Putting the arrival of the Indian prime minister in a historical context, one Indian journalist on the scene said that, until the 1980s, Indian passports included the following text: “This passport is valid for travel to all countries except Israel and South Africa.”

Netanyahu, in his comments, noted that, at their first meeting at the United Nations in 2014, Modi said: “When it comes to India-Israel’s relations, the sky’s the limit.

“The ties between our talented innovative peoples is natural. It’s so natural that we could ask what took so long for them to blossom,” said Netanyahu. “Well, it took a meeting of minds and hearts, it took a commitment of our governments. We have that today.”

Netanyahu said he was confident in the success of the India-Israel partnership for a number of reasons. First, he said, “is the talent of our peoples,” noting that it has been said that the two most common languages in Silicon Valley are Hebrew and Hindi.

Second, he said, there is “a great sympathy between our peoples – the natural camaraderie between Indians and Israelis.”

Finally, he said, he is confident in the success of the relationship because of leadership and that Modi’s visit was a testament to his being both a great leader of India and a world leader.

Following the ceremony at the airport, the two leaders went to Moshav Mishmar Hashiva, near Beit Dagan, and visited the Danziger “Dan” flower farm, one of Israel’s leading floriculture companies, with approximately 80,000 square meters of state-of-the-art greenhouses specializing in the breeding and production of flowering and ornamental plants.

Indian Prime Minister Narendra Modi and Israeli Prime Minister Benjamin Netanyahu at the Danziger “Dan” flower farm (GPO)

That this was the first stop on Modi’s visit highlighted that one of India’s key interests in closer cooperation with Israel is its expertise in agricultural technology. They were joined by Agriculture Minister Uri Ariel, and the Indian leader was presented with a new strain of a white chrysanthemum named for him: “Modi.”

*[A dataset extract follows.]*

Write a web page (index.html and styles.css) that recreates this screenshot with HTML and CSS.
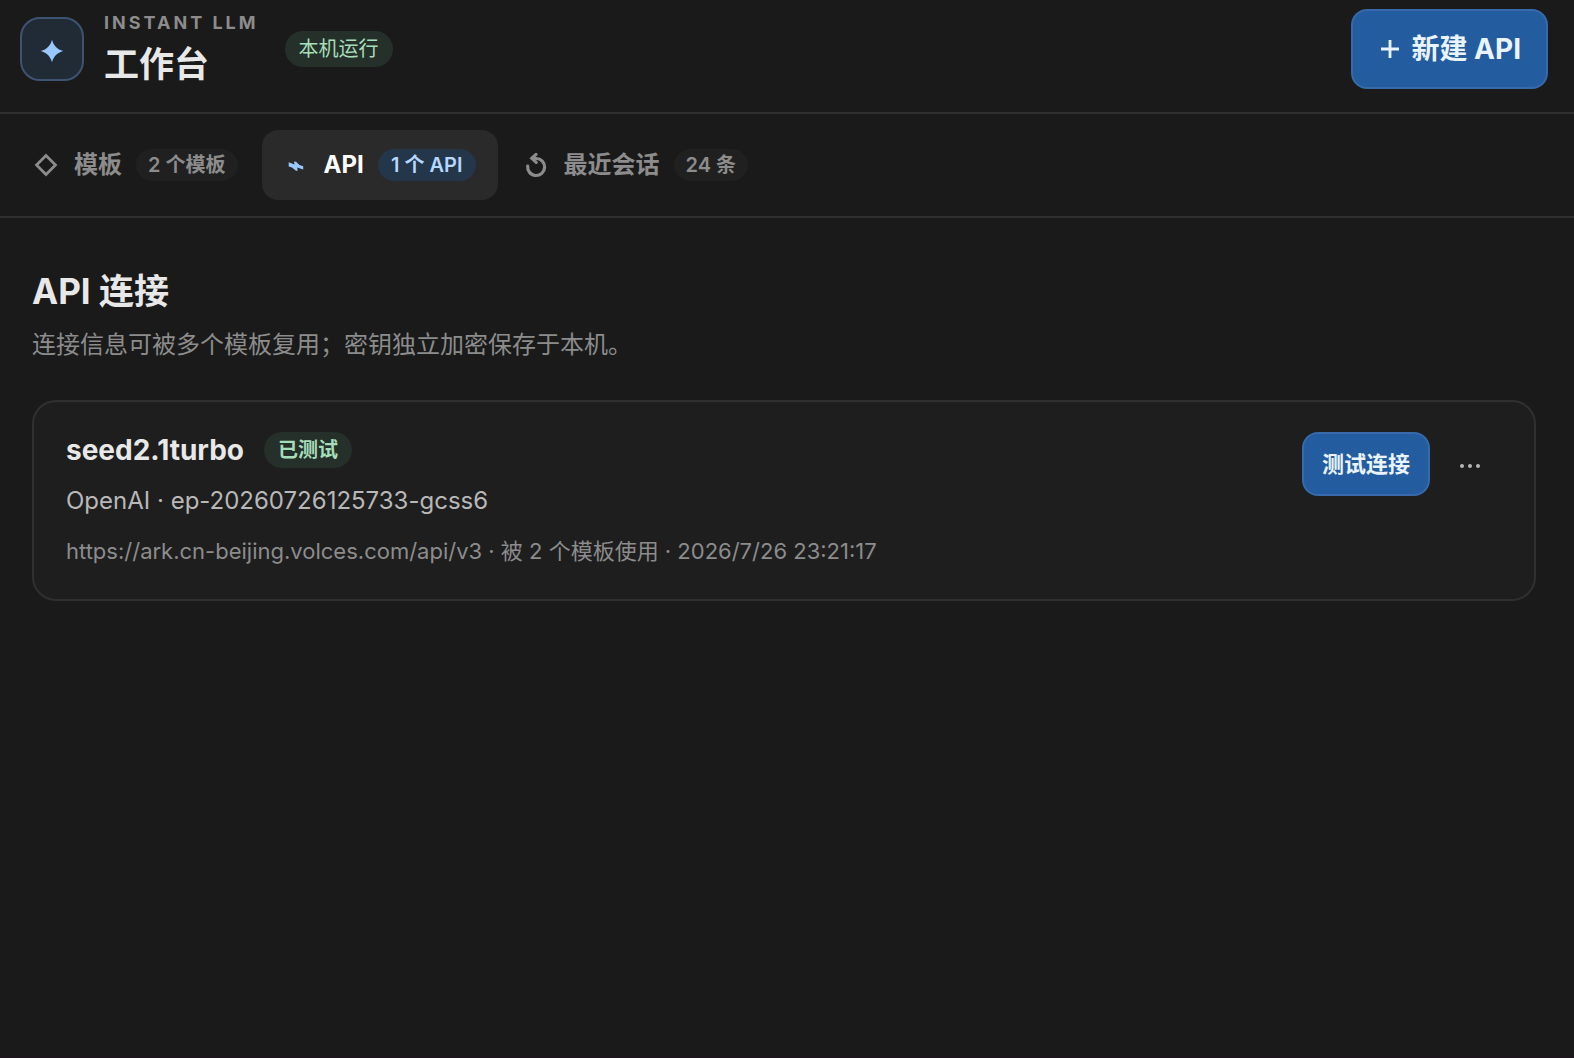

He then proceeded to Yad Vashem where he visited the Hall of Names, placed a wreath in the Hall of Remembrance and toured the Children’s Memorial.

Though the jam-packed 49-hour schedule has been planned out to the minute, Netanyahu suggested to Modi that they visit the nearby grave of Zionist visionary Theodor Herzl, and Modi immediately agreed. Afterward, they went to Netanyahu’s residence for a dinner meeting.

Before the dinner, Netanyahu congratulated Modi on the reforms he has instituted to free up India’s economy, and joked that he was “inspired by Prime Minister Modi’s enthusiasm for yoga,” and was going to take up the practice himself at a “low level.”

ndian Prime Minister Narendra Modi laid a wreath in the Hall of Remembrance at Yad Vashem, July 4, 2017

Modi said his visit to Yad Vashem was a reminder of man’s unspeakable cruelty, but “also a tribute to your unbreakable spirit to rise above the depths” and build a viable democratic nation.

“Yad Vashem tells us that those who believe in humanity and civilized values must come together,” he said. “As such, we must resolutely oppose the evils of terrorism and the violence that plagues our times.”